Un taxista le dijo a Julián Herbert (Acapulco, 1971) que fueron los Zetas quienes mataron a 303 chinos en Torreón. “Esos güeyes son los que matan a todos”, murmuró sin mirarlo por el espejo retrovisor. Otro taxista le habló de aquella vieja leyenda que le ha dado vuelta al mundo: esa donde se asegura que fue Pancho Villa quien mandó a asesinar a los chinos. “Hasta un cañonazo quedó en el casino, donde esos güeyes (los chinos) se juntaban para fregar a mi general Villa. Es que eran los dueños de todo, oiga. Eran los ricos, pues. Y mi general no se andaba con mamadas. Se los chingó por culeros”. Y hubo una historiadora que le platicó detalles de la masacre, basándose en la versión oficial que se desprendió de cuatro investigaciones ordenadas por el Estado: por el puro gusto de asaltarlos, el pueblo menesteroso de Torreón mató a 303 chinos en 1911.

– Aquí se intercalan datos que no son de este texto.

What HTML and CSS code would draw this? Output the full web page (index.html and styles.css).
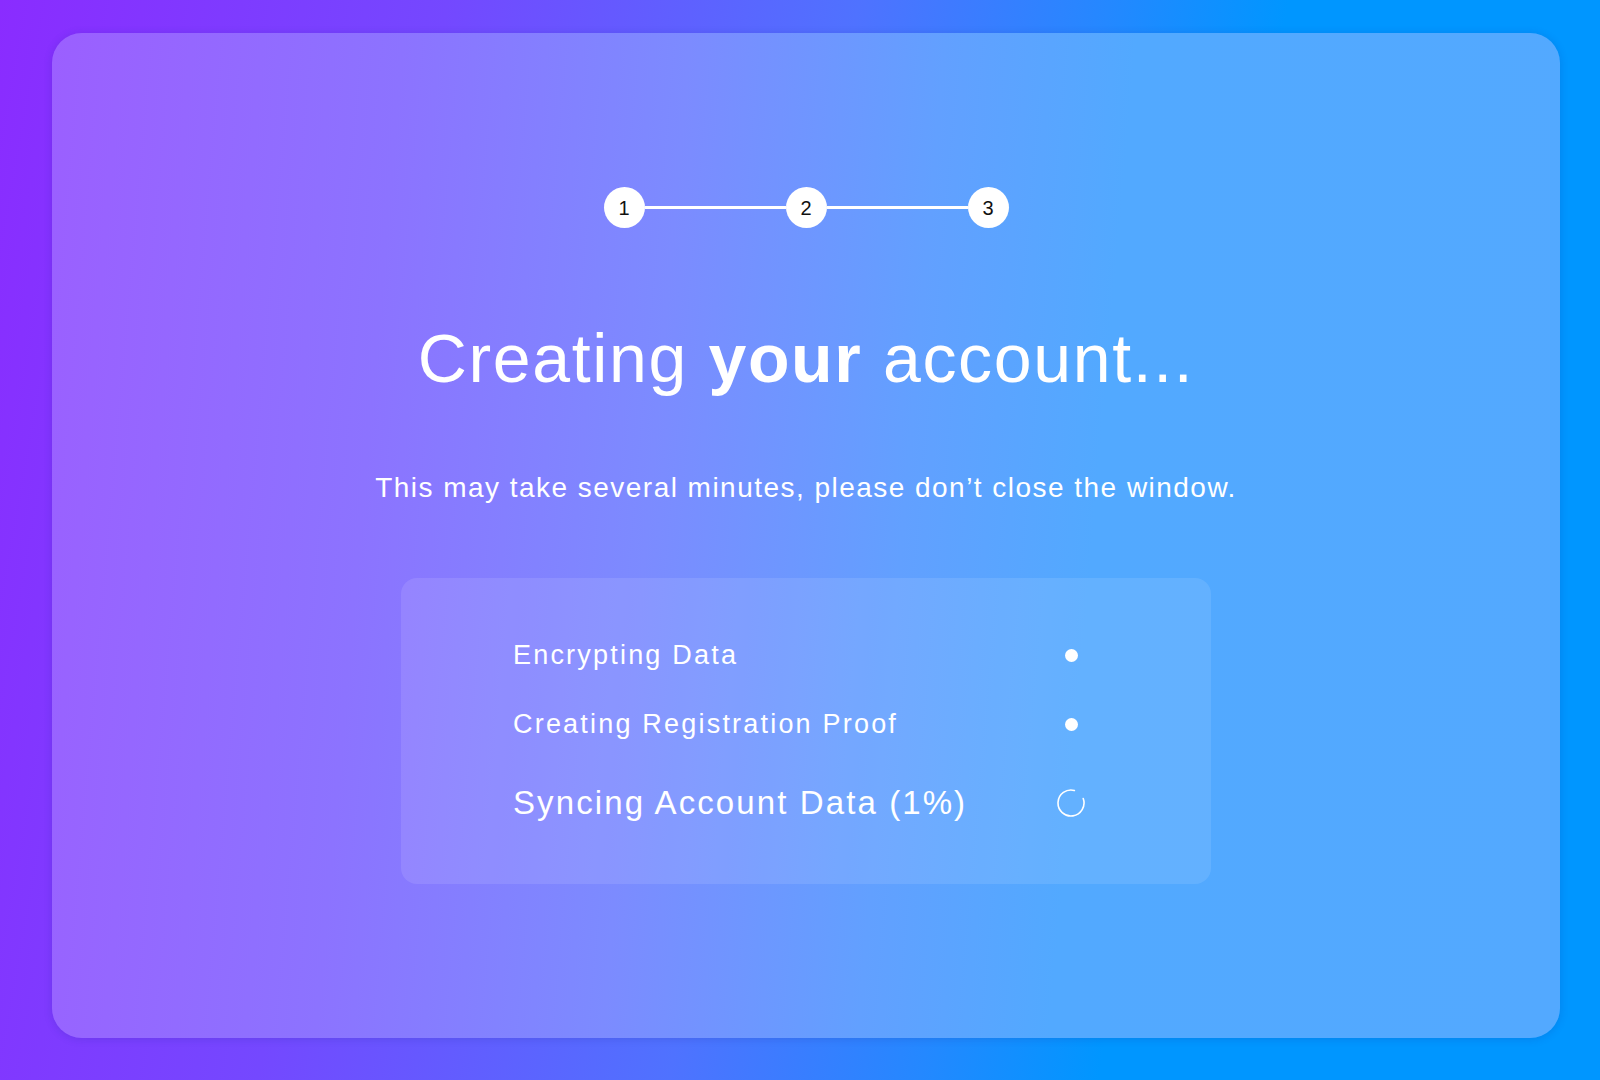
FILE: index.html
```html
<!DOCTYPE html>
<html lang="en">
<head>
<meta charset="utf-8">
<title>Creating your account</title>
<link rel="stylesheet" href="styles.css">
</head>
<body>
<div class="screen">
  <main class="card">
    <div class="steps">
      <span class="step">1</span>
      <span class="step-line"></span>
      <span class="step">2</span>
      <span class="step-line"></span>
      <span class="step">3</span>
    </div>
    <h1 class="title">Creating <b>your</b> account...</h1>
    <p class="subtitle">This may take several minutes, please don’t close the window.</p>
    <section class="tasks">
      <div class="task">
        <span class="task-label">Encrypting Data</span>
        <span class="task-state"><span class="dot"></span></span>
      </div>
      <div class="task">
        <span class="task-label">Creating Registration Proof</span>
        <span class="task-state"><span class="dot"></span></span>
      </div>
      <div class="task task-active">
        <span class="task-label">Syncing Account Data (1%)</span>
        <span class="task-state">
          <svg class="spinner" width="28" height="28" viewBox="0 0 28 28"><path d="M26.22 9.55 A13 13 0 1 1 17.37 1.44" fill="none" stroke="#fff" stroke-width="1.6" stroke-linecap="round"/></svg>
        </span>
      </div>
    </section>
  </main>
</div>
</body>
</html>
```

FILE: styles.css
```css
html, body {
  margin: 0;
  padding: 0;
}
body {
  width: 1600px;
  height: 1080px;
  overflow: hidden;
  font-family: "Liberation Sans", Arial, sans-serif;
  color: #fff;
}
.screen {
  box-sizing: border-box;
  width: 1600px;
  height: 1080px;
  padding: 33px 40px 42px 52px;
  background: linear-gradient(100deg, #8a2cff 0%, #7448ff 25%, #4f72ff 48%, #2488ff 62%, #0096ff 72%, #0096ff 100%);
}
.card {
  box-sizing: border-box;
  height: 100%;
  border-radius: 30px;
  background: linear-gradient(95deg, #9b5fff 0%, #8c73ff 22%, #7c8bff 40%, #62a0ff 56%, #52a9ff 68%, #53a9ff 100%);
  box-shadow: 0 1px 8px rgba(20, 40, 140, 0.18);
  display: flex;
  flex-direction: column;
  align-items: center;
  padding-top: 154px;
}
.steps {
  display: flex;
  align-items: center;
}
.step {
  width: 41px;
  height: 41px;
  border-radius: 50%;
  background: #fff;
  color: #111;
  font-size: 20px;
  display: flex;
  align-items: center;
  justify-content: center;
  line-height: 1;
}
.step-line {
  width: 141px;
  height: 3px;
  background: #fff;
}
.title {
  margin: 90px 0 0;
  font-size: 68px;
  line-height: 80px;
  font-weight: 400;
  letter-spacing: 1.65px;
}
.title b {
  font-weight: 700;
}
.subtitle {
  margin: 72px 0 0;
  font-size: 28px;
  line-height: 36px;
  letter-spacing: 1.47px;
}
.tasks {
  box-sizing: border-box;
  width: 810px;
  margin-top: 72px;
  padding: 57px 126px 61px 112px;
  border-radius: 16px;
  background: rgba(255, 255, 255, 0.1);
  display: flex;
  flex-direction: column;
}
.task {
  display: flex;
  align-items: center;
  justify-content: space-between;
  height: 40px;
  font-size: 27px;
  letter-spacing: 2.2px;
}
.task + .task {
  margin-top: 29px;
}
.task.task-active {
  margin-top: 39px;
  font-size: 33px;
  letter-spacing: 2.1px;
}
.task-state {
  width: 28px;
  height: 28px;
  display: flex;
  align-items: center;
  justify-content: center;
}
.dot {
  width: 13px;
  height: 13px;
  border-radius: 50%;
  background: #fff;
}
.spinner {
  display: block;
}
```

Herbert, quien es un escritor y poeta (y loco) y vocalista de la banda de rock Madrastras, no es de los que se va con las fintas y acaba de hacer otra de sus genialidades: escribir una extraordinaria crónica donde cuenta una historia de migración, de violencia, de racismo, de impunidad y de cómo el poder manipula la realidad. En otras palabras: ni Pancho Villa ni los Zetas tuvieron qué ver; la matanza de los chinos fue un crimen de odio cometido por las tropas maderistas y por los ricos de La Laguna. Xenofobia al natural.
Herbert teme que este reportajegonzo-crónica-ensayo-antinovela histórica-híbrido moleste a más de uno en la comunidad lagunera porque la masacre de los chinos es un tema que la sociedad torreonense han guardado muy bien bajo la alfombra. Pero lo dijo Herbert hace unos días, cuando presentó La casa del dolor ajeno (Random) en la Feria del Libro del Zócalo: esta obra, más que buscar pleitos, es un canto de amor a La Laguna y un intento por restituirle la dignidad a los migrantes. Herbert conoce muy bien La Laguna. Desde los 17 años vive en Coahuila y ha vagabundeado por Torreón. Conoce sus calles y sus cantinas, sabe por qué sus banquetas son más amplias que en cualquier otra ciudad, sabe que los chinos llamaron Tsai Yüan a Torreón, sabe cómo se le llama al estadio de los Santos (de ahí el título del libro) y, muy probablemente, debe saber que al torreonense lo pican los moyotes y no los mosquitos, o que quien va a correr al Bosque Venustiano Carranza lo hace porque tiene problemas de sobrepeso.
En algún momento, Herbert se pregunta quién querrá leer una historia que sucedió hace más 100 años. Yo, que sólo soy un lector, le respondo: 1) porque Herbert es el mejor narrador mexicano, 2) porque cada frase y dato fueron trabajados con la curiosidad y la honestidad del buen periodismo, y 3) porque echa abajo una verdad histórica. Creo, estoy seguro, que La casa del dolor ajeno trae consigo la reflexión sobre el daño que nos provocan las versiones oficiales. Los fantasmas de Tlatelolco, de Acteal, de El Charco, de San Fernando, de Ayotzinapa… se nos aparecen sin que Herbert los mencione. El único caso que pone sobre las páginas es la masacre de Apatzingán, ocurrida en enero de este año. El paralelismo con “el pequeño genocidio” de chinos es brutal: el gobierno investigándose a sí mismo para concluir que fueron las víctimas quienes tiraron primero.
Le dije a Herbert que La casa del dolor ajeno es una clase de periodismo, que le ha quitado el corsé a eso que los ortodoxos llaman periodismo de investigación. Herbert, quien es un bato a toda madre, no se la cree.